> [Short problem]:
For every line in the data below that contains "screenshot", copy the line.

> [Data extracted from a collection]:

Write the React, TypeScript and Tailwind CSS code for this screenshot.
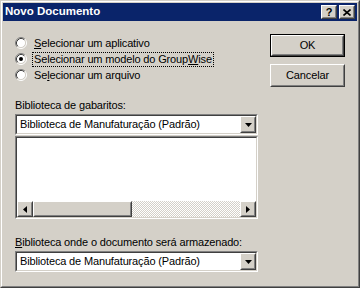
import React from "react";

const font = "font-['Liberation_Sans',Arial,sans-serif]";

function cn(...c: (string | false | undefined)[]) {
    return c.filter(Boolean).join(" ");
}

// classic raised 3d edge (button face)
function Raised({ className, children }: { className?: string; children?: React.ReactNode }) {
    return (
        <div className={cn("border border-t-white border-l-white border-r-[#404040] border-b-[#404040] bg-[#d4d0c8]", className)}>
            <div className="h-full w-full border border-t-[#d4d0c8] border-l-[#d4d0c8] border-r-[#808080] border-b-[#808080] flex items-center justify-center">
                {children}
            </div>
        </div>
    );
}

// sunken field edge
function Sunken({ className, children }: { className?: string; children?: React.ReactNode }) {
    return (
        <div className={cn("border border-t-[#808080] border-l-[#808080] border-r-white border-b-white", className)}>
            <div className="h-full w-full border border-t-[#404040] border-l-[#404040] border-r-[#d4d0c8] border-b-[#d4d0c8] bg-white flex flex-col">
                {children}
            </div>
        </div>
    );
}

function Radio({ checked }: { checked?: boolean }) {
    return (
        <svg width="12" height="12" viewBox="0 0 12 12" className="shrink-0">
            <circle cx="6" cy="6" r="4.5" fill="#fff" />
            <path d="M2.11 9.89 A5.5 5.5 0 0 1 9.89 2.11" fill="none" stroke="#808080" />
            <path d="M9.89 2.11 A5.5 5.5 0 0 1 2.11 9.89" fill="none" stroke="#fff" />
            <path d="M2.82 9.18 A4.5 4.5 0 0 1 9.18 2.82" fill="none" stroke="#404040" />
            <path d="M9.18 2.82 A4.5 4.5 0 0 1 2.82 9.18" fill="none" stroke="#d4d0c8" />
            {checked && <circle cx="6" cy="6" r="2" fill="#000" />}
        </svg>
    );
}

function Arrow({ dir }: { dir: "down" | "left" | "right" }) {
    if (dir === "down")
        return (
            <svg width="7" height="4" viewBox="0 0 7 4">
                <path d="M0 0h7L3.5 4z" fill="#000" />
            </svg>
        );
    return (
        <svg width="4" height="7" viewBox="0 0 4 7">
            <path d={dir === "left" ? "M4 0v7L0 3.5z" : "M0 0v7L4 3.5z"} fill="#000" />
        </svg>
    );
}

function Combo({ value }: { value: string }) {
    return (
        <Sunken className="h-[21px] w-[243px]">
            <div className="flex h-full items-center">
                <span className="flex-1 pl-[3px] text-black">{value}</span>
                <Raised className="h-full w-[16px]">
                    <Arrow dir="down" />
                </Raised>
            </div>
        </Sunken>
    );
}

export default function App() {
    return (
        <div className={cn("w-[360px] h-[288px] bg-[#d4d0c8] text-[11px] tracking-[-0.15px] text-black", font)}>
            <div className="h-full border border-t-[#d4d0c8] border-l-[#d4d0c8] border-r-[#404040] border-b-[#404040]">
                <div className="h-full border border-t-white border-l-white border-r-[#808080] border-b-[#808080] p-[1px] flex flex-col">
                    {/* title bar */}
                    <div className="h-[18px] bg-[#0a246a] flex items-center justify-between pl-[2px] pr-[2px]">
                        <span className="text-white font-bold text-[11.5px] tracking-normal">Novo Documento</span>
                        <div className="flex gap-[2px]">
                            <Raised className="w-[16px] h-[14px]">
                                <span className="font-bold text-[11px] leading-none tracking-normal">?</span>
                            </Raised>
                            <Raised className="w-[16px] h-[14px]">
                                <svg width="8" height="7" viewBox="0 0 8 7">
                                    <path d="M0.5 0.5l7 6M7.5 0.5l-7 6" stroke="#000" strokeWidth="1.6" />
                                </svg>
                            </Raised>
                        </div>
                    </div>

                    {/* body */}
                    <div className="flex pl-[12px] pt-[13px] gap-[12px]">
                        <div className="flex flex-col w-[243px] mt-[1px]">
                            <div className="h-[16px] flex items-center gap-[5px]">
                                <Radio />
                                <span className="px-[1px] border border-transparent">
                                    <u>S</u>elecionar um aplicativo
                                </span>
                            </div>
                            <div className="h-[16px] flex items-center gap-[5px]">
                                <Radio checked />
                                <span className="px-[1px] border border-dotted border-black leading-[13px]">
                                    Selecionar um modelo do Group<u>W</u>ise
                                </span>
                            </div>
                            <div className="h-[16px] flex items-center gap-[5px]">
                                <Radio />
                                <span className="px-[1px] border border-transparent">
                                    Se<u>l</u>ecionar um arquivo
                                </span>
                            </div>

                            <div className="h-[16px] mt-[14px] flex items-center">Biblioteca de gabaritos:</div>
                            <div className="mt-[1px]">
                                <Combo value="Biblioteca de Manufaturação (Padrão)" />
                            </div>
                            <Sunken className="mt-[1px] h-[83px] w-[243px]">
                                <div className="flex-1" />
                                <div className="h-[16px] flex">
                                    <Raised className="w-[16px] h-[16px]">
                                        <Arrow dir="left" />
                                    </Raised>
                                    <Raised className="w-[99px] h-[16px]" />
                                    <div className="flex-1 bg-[repeating-conic-gradient(#ffffff_0_25%,#d4d0c8_0_50%)] bg-[length:2px_2px]" />
                                    <Raised className="w-[16px] h-[16px]">
                                        <Arrow dir="right" />
                                    </Raised>
                                </div>
                            </Sunken>

                            <div className="h-[16px] mt-[15px] flex items-center">
                                <span>
                                    <u>B</u>iblioteca onde o documento será armazenado:
                                </span>
                            </div>
                            <div className="mt-[1px]">
                                <Combo value="Biblioteca de Manufaturação (Padrão)" />
                            </div>
                        </div>

                        <div className="flex flex-col gap-[7px]">
                            <div className="border border-black w-[75px] h-[23px]">
                                <Raised className="h-full w-full">OK</Raised>
                            </div>
                            <Raised className="w-[75px] h-[23px]">Cancelar</Raised>
                        </div>
                    </div>
                </div>
            </div>
        </div>
    );
}
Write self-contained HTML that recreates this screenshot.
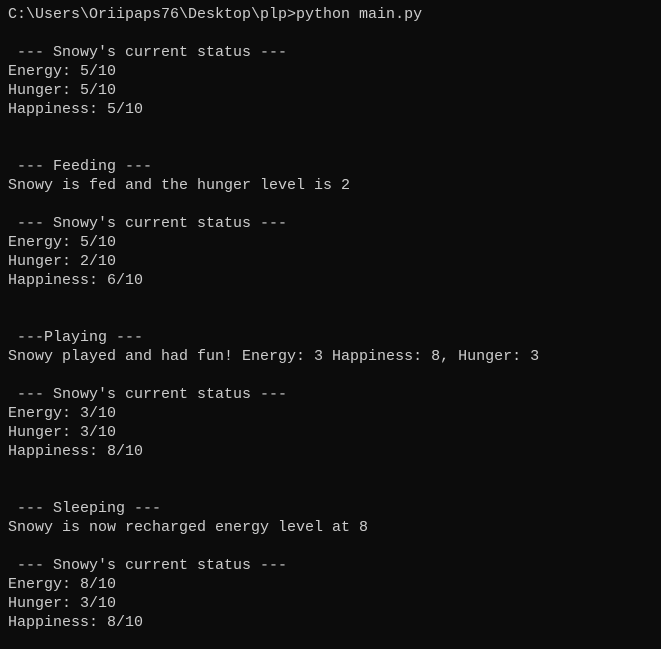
<!DOCTYPE html>
<html><head><meta charset="utf-8"><style>
html,body{margin:0;padding:0;background:#0c0c0c;width:661px;height:649px;overflow:hidden}
pre{margin:0;padding:5px 0 0 8px;font-family:"Liberation Mono",monospace;font-size:15px;line-height:19px;color:#cccccc}
</style></head><body><pre>C:\Users\Oriipaps76\Desktop\plp>python main.py

 --- Snowy's current status ---
Energy: 5/10
Hunger: 5/10
Happiness: 5/10


 --- Feeding ---
Snowy is fed and the hunger level is 2

 --- Snowy's current status ---
Energy: 5/10
Hunger: 2/10
Happiness: 6/10


 ---Playing ---
Snowy played and had fun! Energy: 3 Happiness: 8, Hunger: 3

 --- Snowy's current status ---
Energy: 3/10
Hunger: 3/10
Happiness: 8/10


 --- Sleeping ---
Snowy is now recharged energy level at 8

 --- Snowy's current status ---
Energy: 8/10
Hunger: 3/10
Happiness: 8/10</pre></body></html>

> [Task output]:
Write the React, TypeScript and Tailwind CSS code for this screenshot.
Write self-contained HTML that recreates this screenshot.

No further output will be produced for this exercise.